A train compartment out east, many years ago. Two Minnesotans sitting across from each other, one behind a newspaper. She thinks: is it him?
It's possible he'd caught a glimpse of her and wondered: is that her? After all, she'd been in the papers. She had a sitcom on TV for three years.
"I thought, well, that's him," she said, recounting the meeting last year. "That's Lindbergh. So when I got up to go I just had to say something, you know, and he looked at me and smiled, and I said, 'How was your flight?'"
She rolls her eyes and laughs, but it's just the thing one of her characters would have said - flustered, a bit forward, then knocking herself afterwards for such an obvious remark.
You know Lindbergh. The woman? Well, let's back up a bit.
Her radio career started in Albert Lea, writing ads. She started to frame the pitches as a conversation between a husband and wife. Ordinary folk, chatting like a million other couples who knew each other inside and out. If the voice on the air sounded like someone you knew, that was her gift as an actress; if the copy made you want to buy something, that was her skill as a writer. Somewhere along the line, between doing ads in Albert Lea and writing comedy for radio, she invented the sitcom.

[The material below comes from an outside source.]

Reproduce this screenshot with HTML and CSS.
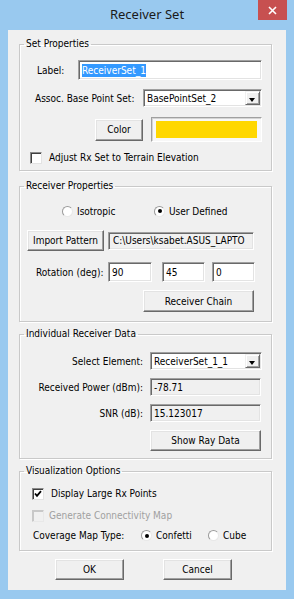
FILE: index.html
```html
<!DOCTYPE html>
<html lang="en">
<head>
  <meta charset="UTF-8" />
  <title>Receiver Set</title>
  <link rel="stylesheet" href="styles.css">
</head>
<body>
  <div class="titlebar">
    <span></span>
    <span class="title">Receiver Set</span>
    <span class="close">
      <svg width="9" height="9" viewBox="0 0 9 9"><path d="M1 1 L8 8 M8 1 L1 8" stroke="#fff" stroke-width="1.6" /></svg>
    </span>
  </div>

  <div class="client">
    <!-- Set Properties -->
    <fieldset class="group g-set">
      <legend>Set Properties</legend>
      <div class="row r-label">
        <span class="lbl w-label">Label:</span>
        <div class="edit w-184"><span class="hilite">ReceiverSet_1</span></div>
      </div>
      <div class="row r-base">
        <span class="lbl w-base">Assoc. Base Point Set:</span>
        <div class="edit combo w-119">BasePointSet_2<span class="drop"></span></div>
      </div>
      <div class="row r-color">
        <div class="btn w-48">Color</div>
        <div class="swatch"><div class="swatch-fill"></div></div>
      </div>
      <div class="row r-adjust">
        <span class="check"></span>
        <span class="opt-text">Adjust Rx Set to Terrain Elevation</span>
      </div>
    </fieldset>

    <!-- Receiver Properties -->
    <fieldset class="group g-rx">
      <legend>Receiver Properties</legend>
      <div class="row r-radios">
        <span class="option w-92"><span class="radio"></span>Isotropic</span>
        <span class="option"><span class="radio on"></span>User Defined</span>
      </div>
      <div class="row r-import">
        <div class="btn w-77">Import Pattern</div>
        <div class="edit ro w-146 clip">C:\Users\ksabet.ASUS_LAPTO</div>
      </div>
      <div class="row r-rot">
        <span class="lbl w-rot">Rotation (deg):</span>
        <div class="edit w-44 tall">90</div>
        <div class="edit w-43 tall m-10">45</div>
        <div class="edit w-43 tall m-7">0</div>
      </div>
      <div class="row r-chain">
        <div class="btn w-111 tall">Receiver Chain</div>
      </div>
    </fieldset>

    <!-- Individual Receiver Data -->
    <fieldset class="group g-data">
      <legend>Individual Receiver Data</legend>
      <div class="data-grid">
        <span class="lbl right">Select Element:</span>
        <div class="edit combo w-112">ReceiverSet_1_1<span class="drop"></span></div>
        <span class="lbl right">Received Power (dBm):</span>
        <div class="edit ro w-111">-78.71</div>
        <span class="lbl right">SNR (dB):</span>
        <div class="edit ro w-111">15.123017</div>
        <span></span>
        <div class="btn w-111">Show Ray Data</div>
      </div>
    </fieldset>

    <!-- Visualization Options -->
    <fieldset class="group g-vis">
      <legend>Visualization Options</legend>
      <div class="row r-large">
        <span class="check">
          <svg width="8" height="8" viewBox="0 0 8 8"><path d="M1 3.5 L3 5.8 L7 1.2" fill="none" stroke="#000" stroke-width="1.8" /></svg>
        </span>
        <span class="opt-text">Display Large Rx Points</span>
      </div>
      <div class="row r-conn disabled">
        <span class="check off"></span>
        <span class="opt-text">Generate Connectivity Map</span>
      </div>
      <div class="row r-cov">
        <span class="lbl w-cov">Coverage Map Type:</span>
        <span class="option w-67"><span class="radio on"></span>Confetti</span>
        <span class="option"><span class="radio"></span>Cube</span>
      </div>
    </fieldset>

    <div class="actions">
      <div class="btn w-69">OK</div>
      <div class="btn w-69">Cancel</div>
    </div>
  </div>
</body>
</html>
```

FILE: styles.css
```css
body {
  margin: 0;
  background-color: #99c9ef;
  font-family: "DejaVu Sans Condensed", "Liberation Sans", sans-serif;
  font-size: 10px;
  color: #000;
}

.titlebar {
  display: grid;
  grid-template-columns: 1fr auto 1fr;
  height: 30px;
}

.title {
  font-family: "Noto Sans", sans-serif;
  font-size: 13px;
  line-height: 18px;
  padding-top: 5px;
  color: #1a1a1a;
}

.close {
  justify-self: end;
  margin-right: 7px;
  width: 29px;
  height: 20px;
  background-color: #c75050;
  display: flex;
  align-items: center;
  justify-content: center;
}

.client {
  margin: 0 8px;
  height: 560px;
  background-color: #f0f0f0;
  padding: 7px 14px 0 11px;
  box-sizing: border-box;
}

/* group boxes */
.group {
  margin: 0;
  padding: 0;
  min-width: 0;
  border: 1px solid #c9c9c9;
  box-shadow: inset 1px 1px #fff, 1px 1px #fff;
}

.group legend {
  padding: 0 2px;
  margin-left: 4px;
  line-height: 14px;
  height: 14px;
}

.g-set { padding-bottom: 6px; }
.g-rx { margin-top: 8px; padding-bottom: 9px; }
.g-data { margin-top: 5px; padding-bottom: 7px; }
.g-vis { margin-top: 5px; padding-bottom: 8px; }

.row {
  display: flex;
  align-items: center;
}

.lbl { white-space: nowrap; }
.right { text-align: right; }

.r-label { margin-top: 9px; height: 20px; padding-left: 17px; }
.r-base { margin-top: 9px; height: 18px; padding-left: 15px; }
.r-color { margin-top: 10px; height: 25px; padding-left: 75px; gap: 8px; }
.r-adjust { margin-top: 9px; height: 13px; padding-left: 10px; gap: 7px; }

.r-radios { margin-top: 11px; height: 14px; padding-left: 42px; }
.r-import { margin-top: 12px; height: 21px; padding-left: 7px; gap: 4px; }
.r-rot { margin-top: 11px; height: 20px; padding-left: 16px; }
.r-chain { margin-top: 8px; height: 22px; padding-left: 123px; }

.r-large { margin-top: 9px; height: 13px; padding-left: 12px; gap: 7px; }
.r-conn { margin-top: 9px; height: 13px; padding-left: 12px; gap: 5px; }
.r-cov { margin-top: 7px; height: 13px; padding-left: 13px; }

.w-label { width: 41px; }
.w-base { width: 108px; }
.w-rot { width: 72px; }
.w-cov { width: 108px; }
.w-184 { width: 184px; }
.w-119 { width: 119px; }
.w-146 { width: 146px; }
.w-112 { width: 112px; }
.w-111 { width: 111px; }
.w-92 { width: 92px; }
.w-77 { width: 77px; }
.w-69 { width: 69px; }
.w-67 { width: 67px; }
.w-48 { width: 48px; }
.w-44 { width: 44px; }
.w-43 { width: 43px; }
.m-10 { margin-left: 10px; }
.m-7 { margin-left: 7px; }

/* sunken edit fields */
.edit {
  position: relative;
  box-sizing: border-box;
  height: 18px;
  padding-left: 3px;
  display: flex;
  align-items: center;
  background-color: #fff;
  border: 1px solid;
  border-color: #a0a0a0 #fff #fff #a0a0a0;
  box-shadow: inset 1px 1px #696969, inset -1px -1px #e3e3e3;
  white-space: nowrap;
}

.edit.tall { height: 20px; }
.edit.ro { background-color: #f0f0f0; }
.edit.clip { overflow: hidden; padding-left: 4px; }
.r-label .edit { height: 20px; }

.hilite {
  background-color: #3399ff;
  color: #fff;
  line-height: 13px;
}

/* combo box arrow button */
.drop {
  position: absolute;
  top: 1px;
  right: 1px;
  bottom: 1px;
  width: 15px;
  box-sizing: border-box;
  background-color: #f0f0f0;
  border: 1px solid;
  border-color: #f0f0f0 #696969 #696969 #f0f0f0;
  box-shadow: inset 1px 1px #fff, inset -1px -1px #a0a0a0;
}

.drop::after {
  content: "";
  position: absolute;
  left: 3px;
  top: 6px;
  border-left: 3.5px solid transparent;
  border-right: 3.5px solid transparent;
  border-top: 4px solid #000;
}

/* raised push buttons */
.btn {
  box-sizing: border-box;
  height: 21px;
  display: flex;
  align-items: center;
  justify-content: center;
  background-color: #f0f0f0;
  border: 1px solid;
  border-color: #fff #696969 #696969 #fff;
  box-shadow: inset -1px -1px #a0a0a0, inset 1px 1px #e3e3e3;
  white-space: nowrap;
}

.btn.tall { height: 22px; }
.r-color .btn { height: 22px; }

.swatch {
  box-sizing: border-box;
  width: 111px;
  height: 25px;
  padding: 3px 4px;
  background-color: #f7f7f7;
  border: 1px solid;
  border-color: #a0a0a0 #fff #fff #a0a0a0;
  box-shadow: inset 1px 1px #d4d4d4;
}

.swatch-fill {
  height: 100%;
  background-color: #ffd700;
}

/* check boxes and radio buttons */
.check {
  box-sizing: border-box;
  width: 12px;
  height: 12px;
  flex: none;
  display: flex;
  align-items: center;
  justify-content: center;
  background-color: #fff;
  border: 1px solid;
  border-color: #8a8a8a #e3e3e3 #e3e3e3 #8a8a8a;
  box-shadow: inset 1px 1px #404040;
}

.check.off {
  background-color: #f0f0f0;
  border-color: #c8c8c8 #e8e8e8 #e8e8e8 #c8c8c8;
  box-shadow: inset 1px 1px #c8c8c8;
}

.disabled { color: #a0a0a0; }

.option {
  display: inline-flex;
  align-items: center;
  gap: 4px;
}

.radio {
  box-sizing: border-box;
  width: 11px;
  height: 11px;
  border-radius: 50%;
  background-color: #fff;
  border: 1px solid;
  border-color: #9a9a9a #e8e8e8 #e8e8e8 #9a9a9a;
  display: flex;
  align-items: center;
  justify-content: center;
}

.radio.on::after {
  content: "";
  width: 4px;
  height: 4px;
  border-radius: 50%;
  background-color: #000;
}

/* data grid */
.data-grid {
  display: grid;
  grid-template-columns: 123px 112px;
  grid-template-rows: 18px 18px 18px 21px;
  column-gap: 7px;
  row-gap: 8px;
  margin-top: 11px;
  align-items: center;
}

.actions {
  display: flex;
  gap: 39px;
  margin-top: 8px;
  padding-left: 36px;
}
```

It's time we give a hand to Peg Lynch, a pioneer of the airwaves who deserves to be considered as one of the most marvelous talents who got her start in this state.
She doesn't live here now, but we can make the case to claim her as one of us. U of M grad. Her mother was a Mayo nurse - personal nurse to Dr. Charles Mayo, as it happened. If the name isn't immediately familiar, you can blame the historians of TV and radio's golden age; they're all about Lucy and Jack Benny, neither of whom wrote their own stuff like Peg. Or you could blame a WCCO programmer who passed on her show in 1958.